Para a continuidade do projeto, o BNDES preferiu manter a atividade apenas na área da cultura. "A ideia é ter mais feedback para estender o uso da aplicação. Diferentemente do TruBudget, que conseguimos escalonar com menos alterações no sistema, no caso do BNDES Token, precisamos realizar definições [distintas]", explica Vanessa Almeida. 

"Tanto o projeto TruBudget quanto o BNDES Token são iniciativas bastante interessantes. O BNDES Token, particularmente, possui código e licença open source e introduziu uma solução de identificação digital – a certificação digital ICP-Brasil [Infraestrutura de Chaves Públicas Brasileira] – para que todas as transações com o dispositivo também tenham validade jurídica", considera Tatiana Revoredo.

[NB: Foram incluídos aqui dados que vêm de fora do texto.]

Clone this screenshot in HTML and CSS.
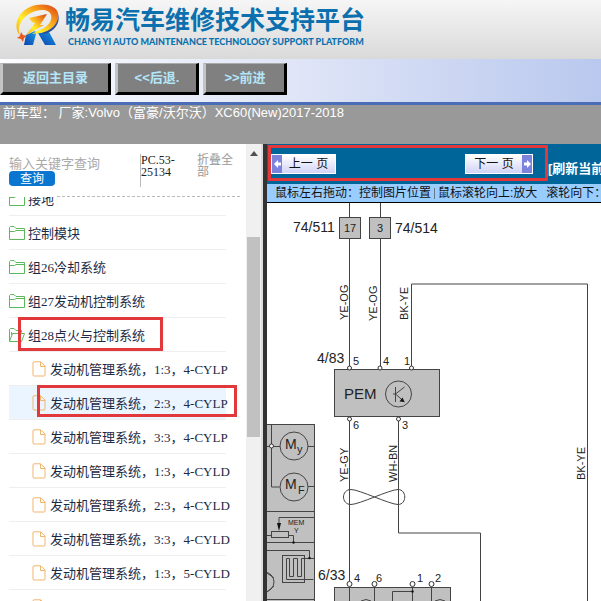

Para ela, que é autora do livro 'Criptomoedas no cenário internacional: qual é o posicionamento de bancos centrais, governos e autoridades?' e fundadora da Oxford Blockchain Foundation, embora os desenvolvimentos do banco brasileiro estejam em estágio inicial, vêm avançando rapidamente. 

"É importante ressaltar, contudo, a importância de se esgotarem todas as fases necessárias para a implementação de uma solução blockchain, de modo que todas as possíveis questões sejam bem maturadas, dado que essa ainda é uma tecnologia em evolução e cujos efeitos não são completamente conhecidos", adiciona Tatiana.